ZITADEL is built with two essential patterns. Eventsourcing and CQRS. Due to the nature of eventsourcing ZITADEL provides the unique capability to generate a strong audit trail of ALL the things that happen to its resources, without compromising on storage cost or audit trail length.
The combination with CQRS makes ZITADEL eventual consistent which, from our perspective is a great benefit. It allows us to build a SOR (Source of Records) which is the one single point of truth for all computed states. The SOR needs to be transaction safe to make sure all operations are in order.
Each ZITADEL contains all components of the IAM, from serving as API, rendering / serving GUI's, background processing of events and task or being a GITOPS style operator. This AiO (All in One) approach makes scaling from a single machine to a multi region (multi cluster) seamless.
Component Command Side
The command handler receives all operations who alter a IAM resource. For example if a user changes his name. This information is then passed to command validation for processing of the business logic, for example to make sure that the user actually can change his name. If this succeeds all generated events are inserted into the eventstore when required all within one transaction.
- Transaction safety is a MUST
- Availability MUST be high
When we classify this with the CAP theorem we would choose Consistent and Available but leave Partition Tolerance aside.
The spoolers job is it to keep a query view up-to-date or at least look that it does not have a too big lag behind the eventstore. Each query view has its own spooler who is responsible to look for the events who are relevant to generate the query view. It does this by triggering the relevant projection. Spoolers are especially necessary where someone can query datasets instead of single ids.
The query side has the option to dynamically check the eventstore for newer events on a certain id, see query side for more information Each view can have exactly one spooler, but spoolers are dynamically leader elected, so even if a spooler crashes it will be replaced in a short amount of time.
Component Query Side
The query handler receives all read relevant operations. These can either be query or simple
When receiving a query it will proceed by passing this to the repository which will call the database and return the dataset.
If a request calls for a specific id the call will, most of the times, be revalidated against the eventstore. This is achieved by triggering the projection to make sure that the last sequence of a id is loaded into the query view.
- Easy to query
- Short response times (80%of queries below 100ms on the api server)
- Availability MUST be high
When we classify this with the CAP theorem we would choose Available and Performance but leave Consistent aside TODO explain more here
Component HTTP Server
The http server is responsible for serving the management GUI called ZITADEL Console, serving the static assets and as well rendering server side html (login, password-reset, verification, ...)
A ZITADEL Cluster is a highly available IAM system with each component critical for serving traffic laid out at least three times. As our storage (CockroachDB) relies on Raft it is also necessary to always utilizes odd numbers to address for "split brain" scenarios. Hence our reference design is to have three application nodes and three Storage Nodes.
If you deploy ZITADEL with our GITOPS Tooling ORBOS we create 7 seven nodes. One management, three application and three storage nodes.

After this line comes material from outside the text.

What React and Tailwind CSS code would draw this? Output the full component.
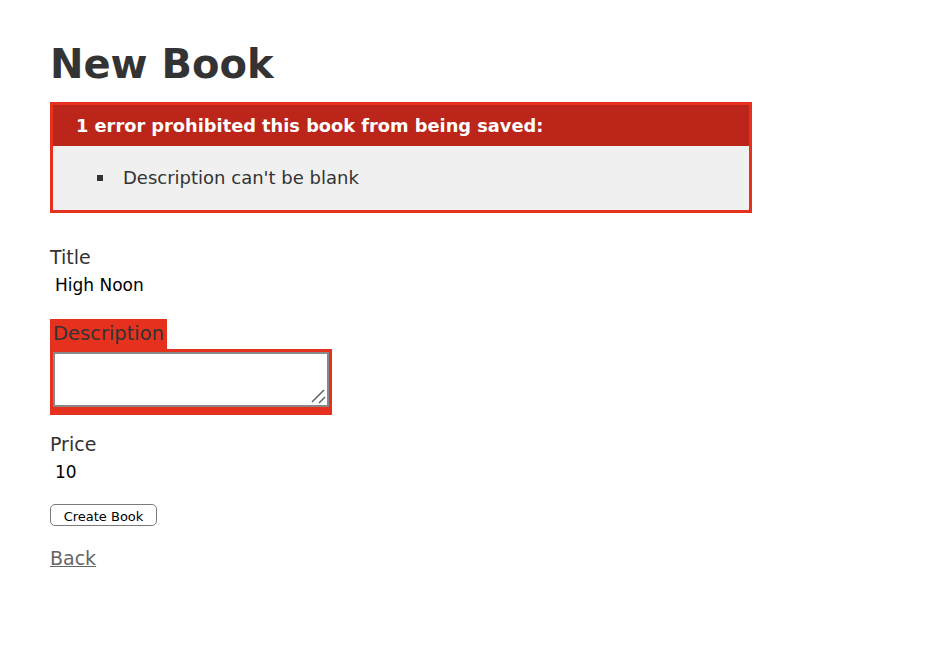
import React from 'react';

const font = { fontFamily: '"DejaVu Sans", Verdana, sans-serif' };

function ResizeGrip() {
  return (
    <svg className="pointer-events-none absolute bottom-[3px] right-[3px]" width="16" height="16" viewBox="0 0 16 16">
      <line x1="2" y1="14" x2="14" y2="2" stroke="#666" strokeWidth="1.6" />
      <line x1="9" y1="15" x2="15" y2="9" stroke="#666" strokeWidth="1.6" />
    </svg>
  );
}

export default function App() {
  return (
    <div className="min-h-[672px] bg-white px-[50px] pt-[36px] text-[#333]" style={font}>
      <h1 className="text-[40px] font-bold leading-[56px] text-[#333]">New Book</h1>

      <div className="mt-[10px] w-[702px] border-[3px] border-[#e6311f] bg-[#f0f0f0]">
        <h2 className="bg-[#bb251a] py-[9px] pl-[23px] text-[17.8px] font-bold leading-[23px] text-white">
          1 error prohibited this book from being saved:
        </h2>
        <ul className="py-[21px] pl-[44px]">
          <li className="flex items-center text-[18px] leading-[22px] text-[#333]">
            <span className="mr-[20px] h-[6px] w-[6px] bg-[#333]" />
            Description can't be blank
          </li>
        </ul>
      </div>

      <div className="mt-[31px]">
        <div className="text-[19px] leading-[26px]">Title</div>
        <div className="pl-[5px] text-[17px] leading-[31px] text-black">High Noon</div>
      </div>

      <div className="mt-[18px]">
        <div className="inline-block bg-[#e6311f] px-[3px] text-[19.5px] leading-[30px] text-[#333]">Description</div>
        <div className="w-[282px] bg-[#e6311f] p-[3px] pb-[8px]">
          <div className="relative">
            <textarea className="block h-[55px] w-[276px] resize-none border-2 border-[#888] bg-white" />
            <ResizeGrip />
          </div>
        </div>
      </div>

      <div className="mt-[16px]">
        <div className="text-[19px] leading-[26px]">Price</div>
        <div className="pl-[5px] text-[17px] leading-[31px] text-black">10</div>
      </div>

      <button className="mt-[16px] block h-[22px] w-[107px] rounded-[5px] border-[1.5px] border-[#7a7a7a] bg-white pt-[3px] text-[13px] leading-[16px] text-black">
        Create Book
      </button>

      <a href="#" className="mt-[19px] inline-block text-[19px] leading-[26px] text-[#666] underline">Back</a>
    </div>
  );
}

You can horizontaly scale zitadel, but we recommend to use multiple cluster instead to reduce the blast radius from impacts to a single cluster
Multi Cluster Architecture
To scale ZITADEL is recommend to create smaller clusters, see cluster architecture and then create a fabric which interconnects the database. In our reference design we recommend to create a cluster per cloud provider or availability zone and to group them into regions.
For example, you can run three cluster for the region switzerland. On with GCE, one with cloudscale and one with inventx.
With this design even the outage of a whole data-center would have a minimal impact as all data is still available at the other two locations.
Cockroach needs to be configured with locality flags to proper distribute data over the zones East - West connectivity for the database can be solved at you discretion. We recommend to expose the public ips and run traffic directly without any VPN or Mesh Use MTLS in combination with IP Allowlist in the firewalls!